Absolutely. Feel free to share this email with them. Have them contact me if they run into any issues.
Both my students and I are too busy to do any testing. What will happen if we don't do any testing?
That's not a problem. I just wanted to provide you with an opportunity to test drive the new cluster before it goes into production after the spring semester. If you don't any have time to test now, we can work together later on to resolve any issues you encounter.
Are my files also available on this new cluster?
Yes. Your files in your home directory, /projects, /courses and global /scratch are available and are currently shared between the two clusters.
Is there a new login for the ELSA3 test cluster?
Nope. Just use your regular TCNJ username and password like you do on the current ELSA cluster.
How do I access the test cluster?
For the test, you can use these names to access the ELSA3 cluster test: Via SSH: Use elsa-test3.hpc.tcnj.edu, e.g. ssh ssivy@elsa-test3.tcnj.edu Via Web: https://ondemand-test3.hpc.tcnj.edu/ When we move to production, these will be changed to the existing elsa.hpc.tcnj.edu and ondemand.hpc.tcnj.edu.
How long is the testing period of the first "cluster crunch"?
You can login to the new cluster now and continue to use it through Friday, March 27th. At that point, I'll take the new cluster down to make any necessary changes, updates or tweaks. Another test period will be available in April.
What have you tested?
I surveyed the main users of the cluster to determine which applications needed to be "ported" over to ELSA3. Some applications and some older versions of applications have been left behind. You can see all the applications that have been ported and tested by me by reviewing this Google Sheet.
In addition, all applications available under the Interactive Applications in Open OnDemand on the new cluster have been tested, and, at the very least, should start up.
Is there an entire new cluster running for this test?
Yes, sort of. The test cluster should be full-featured except for those items listed below. The applications below are disabled in this test because it could cause issues with their equivalent applications in the current cluster. The disabled apps are: WebMO website ELSA VDI Desktop under Interactive Applications in Open OnDemand ARM nodes (these will be reimaged with Rocky Linux 9 over the summer) These will be available in a future test session or with the launch of the ELSA3 cluster in production
There are limited resources available. Here are the nodes available for testing:
- 2 CPU-based nodes (1 AMD-based and 1 Intel-based)

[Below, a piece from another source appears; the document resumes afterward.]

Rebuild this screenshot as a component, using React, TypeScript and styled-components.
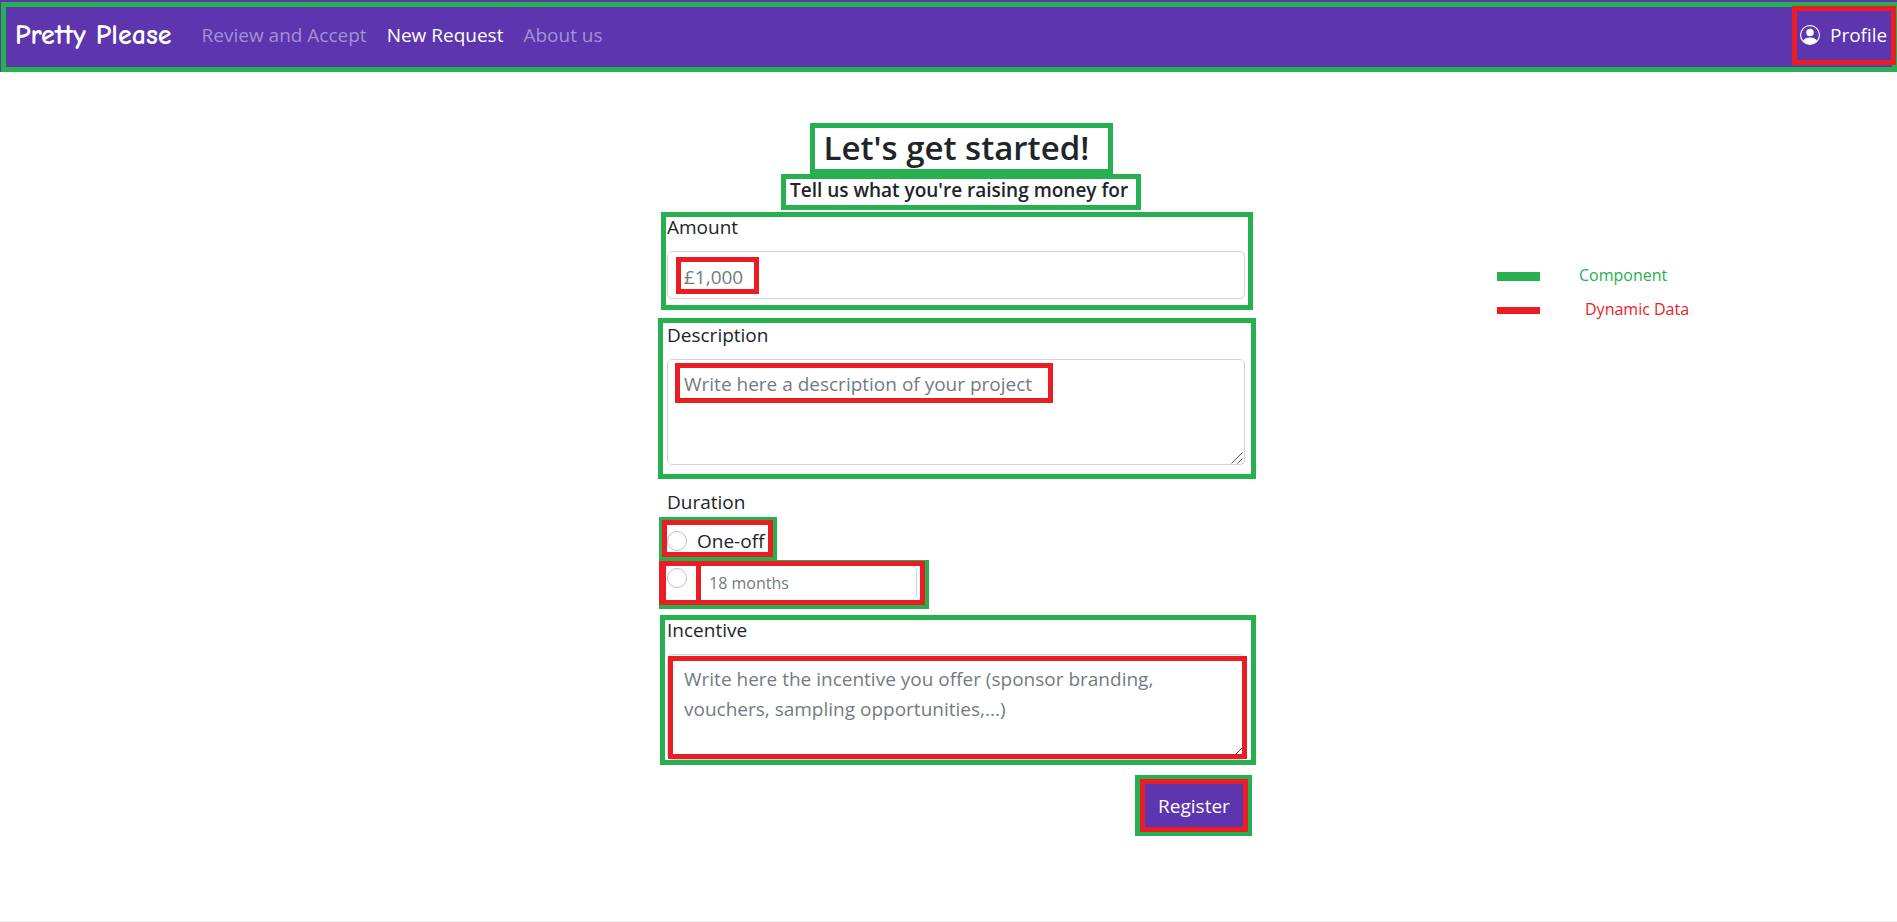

- 1 GPU node with 4 x RTX 2080 GPUs
- 1 GPU node with 4 x RTX A5000 GPUs
- 1 GPU node with 4 x L40S GPUs
- 1 Visualization node with an L40 GPU (new!) for graphics rendering
- 1 login node
- 1 Open OnDemand node
When will ELSA3 launch into production?
I hope to switch over to the new ELSA3 version the week of May 25th (Memorial Day week). Exact dates/times will be announced in the future. There is currently a planned campus power outage on May 25th so I am thinking of starting up the new cluster after the power returns. The switch over may take up to 2 days depending on how smooth the process goes (I'm hoping for just one day).

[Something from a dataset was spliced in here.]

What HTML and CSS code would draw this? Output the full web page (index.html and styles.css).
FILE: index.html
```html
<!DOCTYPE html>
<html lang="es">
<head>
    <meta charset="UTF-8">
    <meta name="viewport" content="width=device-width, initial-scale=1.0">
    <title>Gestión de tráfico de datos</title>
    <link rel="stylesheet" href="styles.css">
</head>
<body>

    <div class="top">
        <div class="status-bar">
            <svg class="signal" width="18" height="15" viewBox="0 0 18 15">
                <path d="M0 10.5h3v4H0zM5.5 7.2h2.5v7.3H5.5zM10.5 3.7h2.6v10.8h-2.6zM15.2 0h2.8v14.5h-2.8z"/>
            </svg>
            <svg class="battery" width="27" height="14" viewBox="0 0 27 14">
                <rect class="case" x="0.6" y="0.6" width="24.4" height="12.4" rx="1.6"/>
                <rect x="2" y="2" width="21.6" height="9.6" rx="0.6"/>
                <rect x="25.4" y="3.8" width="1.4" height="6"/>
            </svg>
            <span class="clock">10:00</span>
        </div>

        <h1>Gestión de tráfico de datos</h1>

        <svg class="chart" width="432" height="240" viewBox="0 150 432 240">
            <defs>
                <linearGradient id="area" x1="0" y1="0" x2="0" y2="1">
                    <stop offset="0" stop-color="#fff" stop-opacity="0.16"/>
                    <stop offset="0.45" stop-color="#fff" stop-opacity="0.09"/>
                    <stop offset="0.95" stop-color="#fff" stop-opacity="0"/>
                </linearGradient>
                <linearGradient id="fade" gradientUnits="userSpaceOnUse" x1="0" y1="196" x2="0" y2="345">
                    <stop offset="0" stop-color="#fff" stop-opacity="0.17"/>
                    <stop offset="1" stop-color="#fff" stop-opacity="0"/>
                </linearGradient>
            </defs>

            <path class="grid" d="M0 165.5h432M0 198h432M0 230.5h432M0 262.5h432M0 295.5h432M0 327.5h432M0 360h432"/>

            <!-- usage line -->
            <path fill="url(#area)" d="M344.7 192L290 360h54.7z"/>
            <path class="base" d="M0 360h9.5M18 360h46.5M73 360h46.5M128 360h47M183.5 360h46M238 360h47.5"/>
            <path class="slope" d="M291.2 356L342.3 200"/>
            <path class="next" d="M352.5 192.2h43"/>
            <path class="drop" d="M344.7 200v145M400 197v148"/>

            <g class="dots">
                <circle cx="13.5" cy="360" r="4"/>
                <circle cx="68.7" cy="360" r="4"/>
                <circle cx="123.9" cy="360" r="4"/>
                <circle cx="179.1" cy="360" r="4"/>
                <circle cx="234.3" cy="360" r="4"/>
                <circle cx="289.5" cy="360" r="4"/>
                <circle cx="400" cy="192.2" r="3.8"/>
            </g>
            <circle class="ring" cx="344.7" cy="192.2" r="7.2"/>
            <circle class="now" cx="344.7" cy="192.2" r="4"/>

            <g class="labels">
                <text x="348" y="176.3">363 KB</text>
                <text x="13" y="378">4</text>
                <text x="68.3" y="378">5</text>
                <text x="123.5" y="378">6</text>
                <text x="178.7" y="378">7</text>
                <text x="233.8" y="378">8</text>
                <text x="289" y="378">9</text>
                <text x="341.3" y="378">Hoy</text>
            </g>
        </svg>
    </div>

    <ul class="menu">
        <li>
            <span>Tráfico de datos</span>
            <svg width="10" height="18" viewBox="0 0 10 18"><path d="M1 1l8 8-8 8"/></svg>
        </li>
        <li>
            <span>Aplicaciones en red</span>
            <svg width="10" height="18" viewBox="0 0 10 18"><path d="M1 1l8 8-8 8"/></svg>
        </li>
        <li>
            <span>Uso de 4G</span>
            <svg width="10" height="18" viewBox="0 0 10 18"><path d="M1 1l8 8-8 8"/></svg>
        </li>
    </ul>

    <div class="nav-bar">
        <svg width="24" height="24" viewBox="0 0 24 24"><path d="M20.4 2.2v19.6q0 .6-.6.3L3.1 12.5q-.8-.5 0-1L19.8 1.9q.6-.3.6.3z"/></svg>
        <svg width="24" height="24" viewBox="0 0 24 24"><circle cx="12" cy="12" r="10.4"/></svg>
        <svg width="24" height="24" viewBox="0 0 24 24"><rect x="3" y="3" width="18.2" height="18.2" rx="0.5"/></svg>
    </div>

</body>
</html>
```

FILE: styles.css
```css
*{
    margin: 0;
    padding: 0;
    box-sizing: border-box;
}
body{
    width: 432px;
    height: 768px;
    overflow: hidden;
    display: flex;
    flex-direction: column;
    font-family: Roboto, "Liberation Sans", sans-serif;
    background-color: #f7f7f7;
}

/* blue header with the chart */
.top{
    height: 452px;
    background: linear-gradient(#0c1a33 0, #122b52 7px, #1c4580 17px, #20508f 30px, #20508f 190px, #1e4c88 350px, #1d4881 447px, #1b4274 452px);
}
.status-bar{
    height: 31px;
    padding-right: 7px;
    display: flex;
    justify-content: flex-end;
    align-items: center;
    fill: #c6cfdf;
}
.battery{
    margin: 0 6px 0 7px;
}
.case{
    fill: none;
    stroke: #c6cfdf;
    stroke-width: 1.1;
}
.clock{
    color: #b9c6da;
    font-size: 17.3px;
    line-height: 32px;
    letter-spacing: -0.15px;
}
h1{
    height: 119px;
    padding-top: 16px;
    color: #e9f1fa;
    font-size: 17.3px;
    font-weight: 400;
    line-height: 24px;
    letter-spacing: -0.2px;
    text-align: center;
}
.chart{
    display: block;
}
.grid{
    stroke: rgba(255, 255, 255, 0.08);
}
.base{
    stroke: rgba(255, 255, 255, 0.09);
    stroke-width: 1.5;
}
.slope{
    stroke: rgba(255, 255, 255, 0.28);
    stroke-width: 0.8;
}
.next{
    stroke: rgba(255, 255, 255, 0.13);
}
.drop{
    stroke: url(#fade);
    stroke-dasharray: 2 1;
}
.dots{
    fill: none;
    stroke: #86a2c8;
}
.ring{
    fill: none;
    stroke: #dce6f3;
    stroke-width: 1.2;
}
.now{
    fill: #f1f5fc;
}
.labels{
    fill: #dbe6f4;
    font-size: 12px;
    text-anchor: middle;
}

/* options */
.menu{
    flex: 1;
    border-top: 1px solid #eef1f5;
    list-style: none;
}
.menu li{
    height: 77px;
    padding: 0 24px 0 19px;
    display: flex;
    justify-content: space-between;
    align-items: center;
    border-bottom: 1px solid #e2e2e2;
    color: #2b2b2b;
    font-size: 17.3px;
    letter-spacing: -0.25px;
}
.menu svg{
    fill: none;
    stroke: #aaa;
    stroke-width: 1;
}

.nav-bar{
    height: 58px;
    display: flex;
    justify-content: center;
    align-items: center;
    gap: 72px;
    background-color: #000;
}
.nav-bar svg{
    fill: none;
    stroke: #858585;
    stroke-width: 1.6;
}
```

What will happen to the current cluster?
All the nodes will be moved over to the new ELSA3 cluster when it goes into production. The old cluster software will remain for a while, but will no longer be accessible to end-users. If something needs to be moved over later, I will still be able to access the old cluster configurations and software. Remember, all files in your /home, /projects, /courses and /scratch will be available to you on the new cluster.
Any gotchas I should worry about when testing?
Mostly no. I've disabled the ELSA VDI Desktop because switching back and forth between the new cluster and the old cluster can cause issues. My only other suggestion is to be careful using Open OnDemand on both clusters at the same time. Since your /home directory is available, both will write info to it. Don't accidentally delete or cancel a job running on the wrong Open OnDemand. It won't work anyway and will confuse the other cluster's Open OnDemand. I would suggest using only one at a time and running them in a private/incognito browser window.